Dual-frequency (DF) tissue harmonic imaging has been developed to take advantage of not only harmonic signal at second harmonic (2f0) frequency but also the inter-modulation harmonic signal at fundamental (f0) frequency for simultaneous nonlinear detection. Though phase-encoded Golay pair can improve the signal-to-noise ratio of DF harmonic signal at both f0 and 2f0 frequencies, conventional matched filtering cannot correctly decode the crosstalk from harmonic components at DC and third harmonic (3f0) frequency and will lead to range side lobe artifacts in DF harmonic imaging. For orthogonal Golay pair, however, exchanging the decoding filter will output zero for the signal and keep the crosstalk the same. Therefore, the output of exchanged filtering can be subtracted from that of the original matched filtering to completely remove the spectral crosstalk.
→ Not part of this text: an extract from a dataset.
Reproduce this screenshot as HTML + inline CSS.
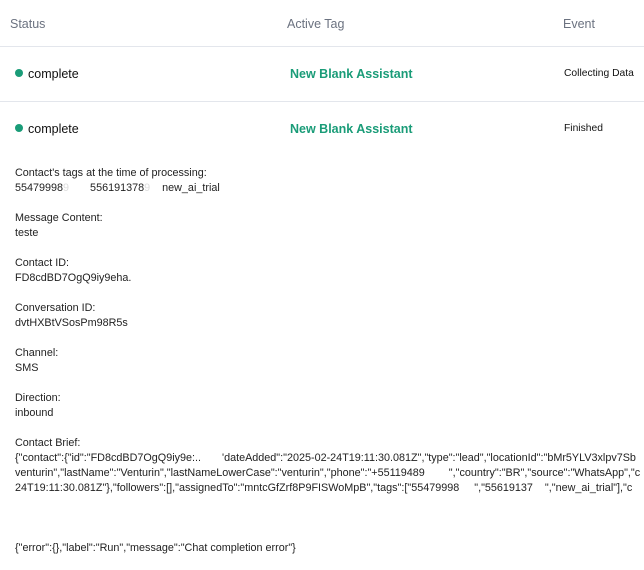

Compared to phase inversion method, the proposed orthogonal Golay decoding does not require additional transmits to cancel the unwanted DC and 3f0 harmonic interferences and thus the achievable frame rate remains the same. Various experiments have been performed to verify the efficacy of the proposed orthogonal Golay decoding. Results from hydrophone measurements indicate that the proposed method effectively suppresses the spectral overlap between the harmonic signal and the interference. Corresponding range side lobe level (RSLL) can be suppressed by 10-20 dB when the signal bandwidth is 60%. B-mode harmonic imaging also demonstrates a reduction of side lobe magnitude (SLM) by 8 dB at 2f0 frequencies.